▸ Written exercise: Filter for the word "React" and keep each matching line.
BEGIN Recorded information
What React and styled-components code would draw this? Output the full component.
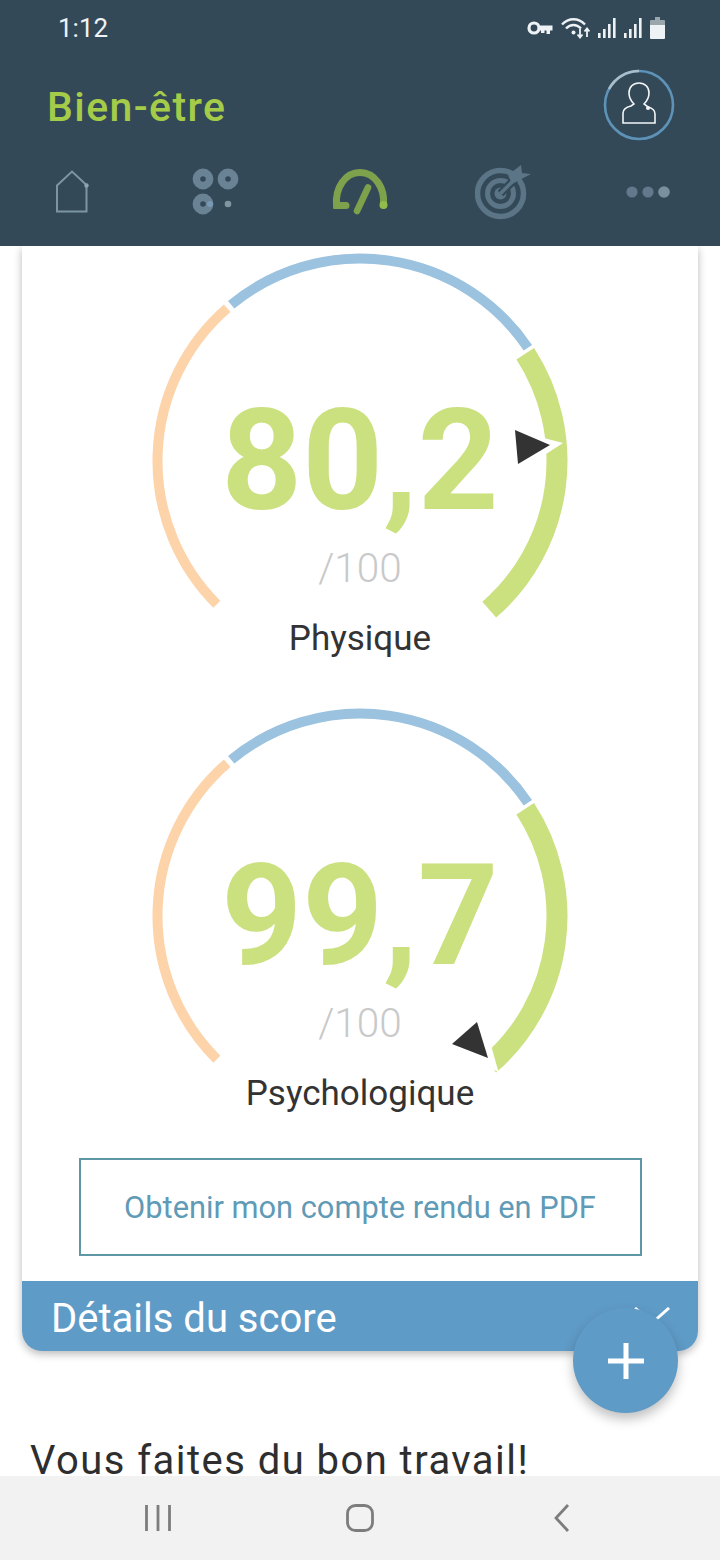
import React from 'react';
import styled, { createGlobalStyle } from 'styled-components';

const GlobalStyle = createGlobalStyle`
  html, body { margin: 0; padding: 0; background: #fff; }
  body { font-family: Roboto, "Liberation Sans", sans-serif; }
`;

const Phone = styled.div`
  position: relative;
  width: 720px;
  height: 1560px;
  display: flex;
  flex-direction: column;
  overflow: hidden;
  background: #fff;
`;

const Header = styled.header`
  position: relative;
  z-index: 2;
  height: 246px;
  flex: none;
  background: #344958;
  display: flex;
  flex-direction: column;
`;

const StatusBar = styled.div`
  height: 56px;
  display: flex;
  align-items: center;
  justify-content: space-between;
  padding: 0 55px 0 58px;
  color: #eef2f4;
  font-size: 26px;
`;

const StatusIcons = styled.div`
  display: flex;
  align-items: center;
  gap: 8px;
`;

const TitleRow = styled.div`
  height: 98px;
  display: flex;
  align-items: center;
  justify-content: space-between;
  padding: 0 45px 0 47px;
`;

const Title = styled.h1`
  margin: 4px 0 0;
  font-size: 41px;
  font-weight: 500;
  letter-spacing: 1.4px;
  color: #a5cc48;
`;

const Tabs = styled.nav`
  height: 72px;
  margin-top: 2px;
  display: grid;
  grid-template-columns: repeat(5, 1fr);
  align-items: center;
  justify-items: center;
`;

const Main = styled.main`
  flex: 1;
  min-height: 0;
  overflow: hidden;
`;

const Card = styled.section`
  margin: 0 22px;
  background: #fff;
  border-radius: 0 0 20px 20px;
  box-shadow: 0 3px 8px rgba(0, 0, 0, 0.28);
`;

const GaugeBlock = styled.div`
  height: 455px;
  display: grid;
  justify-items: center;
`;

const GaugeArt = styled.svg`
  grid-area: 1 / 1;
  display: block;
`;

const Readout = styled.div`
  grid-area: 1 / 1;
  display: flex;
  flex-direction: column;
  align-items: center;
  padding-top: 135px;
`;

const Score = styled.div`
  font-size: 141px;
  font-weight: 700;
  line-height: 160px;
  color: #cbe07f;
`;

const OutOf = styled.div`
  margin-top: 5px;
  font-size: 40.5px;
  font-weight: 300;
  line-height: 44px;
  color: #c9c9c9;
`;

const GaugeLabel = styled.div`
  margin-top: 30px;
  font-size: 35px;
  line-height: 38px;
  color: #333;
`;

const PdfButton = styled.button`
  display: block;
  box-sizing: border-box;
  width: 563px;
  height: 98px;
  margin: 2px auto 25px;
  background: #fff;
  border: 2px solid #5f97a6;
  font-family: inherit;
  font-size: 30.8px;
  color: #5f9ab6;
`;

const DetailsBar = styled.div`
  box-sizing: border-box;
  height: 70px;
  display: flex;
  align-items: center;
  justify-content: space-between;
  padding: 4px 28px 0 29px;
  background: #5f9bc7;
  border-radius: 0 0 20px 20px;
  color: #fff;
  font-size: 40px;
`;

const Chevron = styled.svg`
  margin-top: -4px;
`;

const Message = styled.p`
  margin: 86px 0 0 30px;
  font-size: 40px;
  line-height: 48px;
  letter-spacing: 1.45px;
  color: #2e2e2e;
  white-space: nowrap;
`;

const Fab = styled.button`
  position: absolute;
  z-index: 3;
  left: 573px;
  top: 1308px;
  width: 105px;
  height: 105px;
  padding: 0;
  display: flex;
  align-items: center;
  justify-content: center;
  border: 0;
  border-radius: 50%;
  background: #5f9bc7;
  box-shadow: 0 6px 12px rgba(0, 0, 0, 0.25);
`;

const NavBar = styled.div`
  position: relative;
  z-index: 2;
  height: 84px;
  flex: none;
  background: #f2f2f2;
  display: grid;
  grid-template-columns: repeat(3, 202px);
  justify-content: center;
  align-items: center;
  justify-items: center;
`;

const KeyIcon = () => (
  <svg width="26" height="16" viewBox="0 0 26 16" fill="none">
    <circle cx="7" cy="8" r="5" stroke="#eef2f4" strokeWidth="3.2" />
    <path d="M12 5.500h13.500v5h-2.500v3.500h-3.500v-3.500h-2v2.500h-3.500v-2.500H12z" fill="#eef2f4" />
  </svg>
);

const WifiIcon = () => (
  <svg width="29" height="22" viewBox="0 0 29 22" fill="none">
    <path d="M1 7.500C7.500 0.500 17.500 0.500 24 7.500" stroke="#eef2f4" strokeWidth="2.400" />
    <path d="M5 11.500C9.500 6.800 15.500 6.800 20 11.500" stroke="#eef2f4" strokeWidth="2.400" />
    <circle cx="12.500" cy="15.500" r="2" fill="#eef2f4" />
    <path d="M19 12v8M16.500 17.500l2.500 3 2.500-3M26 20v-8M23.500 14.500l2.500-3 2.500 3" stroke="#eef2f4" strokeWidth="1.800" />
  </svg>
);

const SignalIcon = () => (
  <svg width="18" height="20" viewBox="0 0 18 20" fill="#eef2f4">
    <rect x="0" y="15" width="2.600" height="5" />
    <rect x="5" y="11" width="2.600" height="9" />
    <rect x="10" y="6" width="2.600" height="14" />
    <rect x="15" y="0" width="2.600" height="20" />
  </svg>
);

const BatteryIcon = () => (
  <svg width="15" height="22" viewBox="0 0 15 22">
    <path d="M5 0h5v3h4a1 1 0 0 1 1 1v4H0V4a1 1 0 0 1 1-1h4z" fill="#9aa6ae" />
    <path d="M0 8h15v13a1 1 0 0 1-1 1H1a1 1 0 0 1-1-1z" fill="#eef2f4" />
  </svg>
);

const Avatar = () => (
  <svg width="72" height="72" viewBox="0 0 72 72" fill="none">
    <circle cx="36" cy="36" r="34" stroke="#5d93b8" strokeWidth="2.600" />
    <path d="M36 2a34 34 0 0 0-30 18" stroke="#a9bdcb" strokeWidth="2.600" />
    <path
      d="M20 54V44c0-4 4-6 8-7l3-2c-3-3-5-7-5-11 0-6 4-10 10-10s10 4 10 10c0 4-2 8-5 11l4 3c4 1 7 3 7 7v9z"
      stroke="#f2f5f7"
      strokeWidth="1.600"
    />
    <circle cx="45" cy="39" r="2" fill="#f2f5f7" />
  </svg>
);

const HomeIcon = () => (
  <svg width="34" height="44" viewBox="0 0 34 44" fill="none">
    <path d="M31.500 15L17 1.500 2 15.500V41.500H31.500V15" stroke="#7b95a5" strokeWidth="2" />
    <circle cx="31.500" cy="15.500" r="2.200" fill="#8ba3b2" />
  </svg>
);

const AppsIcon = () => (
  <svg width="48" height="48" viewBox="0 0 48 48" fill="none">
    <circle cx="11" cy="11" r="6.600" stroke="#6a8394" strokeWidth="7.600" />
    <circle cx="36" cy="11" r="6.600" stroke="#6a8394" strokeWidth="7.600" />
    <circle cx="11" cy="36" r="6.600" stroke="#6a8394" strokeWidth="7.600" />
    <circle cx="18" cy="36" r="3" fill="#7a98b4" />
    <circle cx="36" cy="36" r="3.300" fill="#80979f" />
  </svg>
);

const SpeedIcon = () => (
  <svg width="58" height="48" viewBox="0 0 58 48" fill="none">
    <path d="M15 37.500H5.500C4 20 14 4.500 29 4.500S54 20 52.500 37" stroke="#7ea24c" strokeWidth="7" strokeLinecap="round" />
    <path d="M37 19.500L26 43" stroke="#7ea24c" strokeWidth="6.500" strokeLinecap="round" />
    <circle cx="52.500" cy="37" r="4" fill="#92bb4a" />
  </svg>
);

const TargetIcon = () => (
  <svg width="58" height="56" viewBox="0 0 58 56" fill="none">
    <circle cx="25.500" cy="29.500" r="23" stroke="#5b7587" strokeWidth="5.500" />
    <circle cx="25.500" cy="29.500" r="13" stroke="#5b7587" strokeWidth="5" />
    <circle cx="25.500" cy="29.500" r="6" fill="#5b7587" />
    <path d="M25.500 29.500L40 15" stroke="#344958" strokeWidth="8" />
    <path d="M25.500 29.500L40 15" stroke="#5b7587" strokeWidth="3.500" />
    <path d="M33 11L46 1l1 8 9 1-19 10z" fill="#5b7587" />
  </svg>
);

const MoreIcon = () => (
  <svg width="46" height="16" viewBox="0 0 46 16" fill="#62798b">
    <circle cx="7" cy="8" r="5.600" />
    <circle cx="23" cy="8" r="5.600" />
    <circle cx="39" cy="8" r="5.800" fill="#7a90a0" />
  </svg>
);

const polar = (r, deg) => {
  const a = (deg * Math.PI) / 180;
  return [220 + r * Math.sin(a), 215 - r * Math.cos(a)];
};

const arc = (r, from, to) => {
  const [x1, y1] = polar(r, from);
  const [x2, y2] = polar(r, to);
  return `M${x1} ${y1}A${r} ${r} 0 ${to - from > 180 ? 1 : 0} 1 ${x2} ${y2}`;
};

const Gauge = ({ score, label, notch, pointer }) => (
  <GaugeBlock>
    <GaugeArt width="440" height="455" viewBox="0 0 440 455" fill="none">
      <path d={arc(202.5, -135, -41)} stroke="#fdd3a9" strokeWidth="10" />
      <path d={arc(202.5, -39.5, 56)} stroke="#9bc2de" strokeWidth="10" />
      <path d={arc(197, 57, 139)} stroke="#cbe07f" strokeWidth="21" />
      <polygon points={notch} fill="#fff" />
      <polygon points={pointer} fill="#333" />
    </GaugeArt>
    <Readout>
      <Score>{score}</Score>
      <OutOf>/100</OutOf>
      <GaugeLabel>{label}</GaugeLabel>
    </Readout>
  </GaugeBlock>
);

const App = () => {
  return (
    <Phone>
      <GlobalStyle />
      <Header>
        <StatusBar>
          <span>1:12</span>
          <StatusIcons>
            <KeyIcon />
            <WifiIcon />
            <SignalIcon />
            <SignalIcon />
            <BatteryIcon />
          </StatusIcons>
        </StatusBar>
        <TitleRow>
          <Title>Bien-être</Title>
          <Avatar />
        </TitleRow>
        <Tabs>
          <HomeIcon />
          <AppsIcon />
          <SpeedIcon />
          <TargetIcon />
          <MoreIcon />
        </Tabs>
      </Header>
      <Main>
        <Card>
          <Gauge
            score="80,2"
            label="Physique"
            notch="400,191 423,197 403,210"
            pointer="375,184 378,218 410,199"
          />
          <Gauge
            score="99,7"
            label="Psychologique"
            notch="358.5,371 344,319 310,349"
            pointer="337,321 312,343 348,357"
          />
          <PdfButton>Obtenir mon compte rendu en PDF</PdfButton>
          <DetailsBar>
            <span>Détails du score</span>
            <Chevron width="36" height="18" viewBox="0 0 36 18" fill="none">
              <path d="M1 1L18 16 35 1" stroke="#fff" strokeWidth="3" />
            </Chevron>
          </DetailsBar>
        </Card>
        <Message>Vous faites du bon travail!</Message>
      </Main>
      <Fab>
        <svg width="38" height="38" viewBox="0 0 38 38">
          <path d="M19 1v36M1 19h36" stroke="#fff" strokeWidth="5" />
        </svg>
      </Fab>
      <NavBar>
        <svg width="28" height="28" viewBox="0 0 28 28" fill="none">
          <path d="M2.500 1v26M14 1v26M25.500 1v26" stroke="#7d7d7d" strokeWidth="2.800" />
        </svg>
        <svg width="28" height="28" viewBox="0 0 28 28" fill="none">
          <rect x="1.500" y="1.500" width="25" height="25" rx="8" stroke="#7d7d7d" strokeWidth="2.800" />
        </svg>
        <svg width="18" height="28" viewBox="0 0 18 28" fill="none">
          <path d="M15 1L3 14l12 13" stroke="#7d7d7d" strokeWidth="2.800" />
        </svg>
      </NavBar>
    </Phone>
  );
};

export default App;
END Recorded information
▸ Completed task:
What React and styled-components code would draw this? Output the full component.
import React from 'react';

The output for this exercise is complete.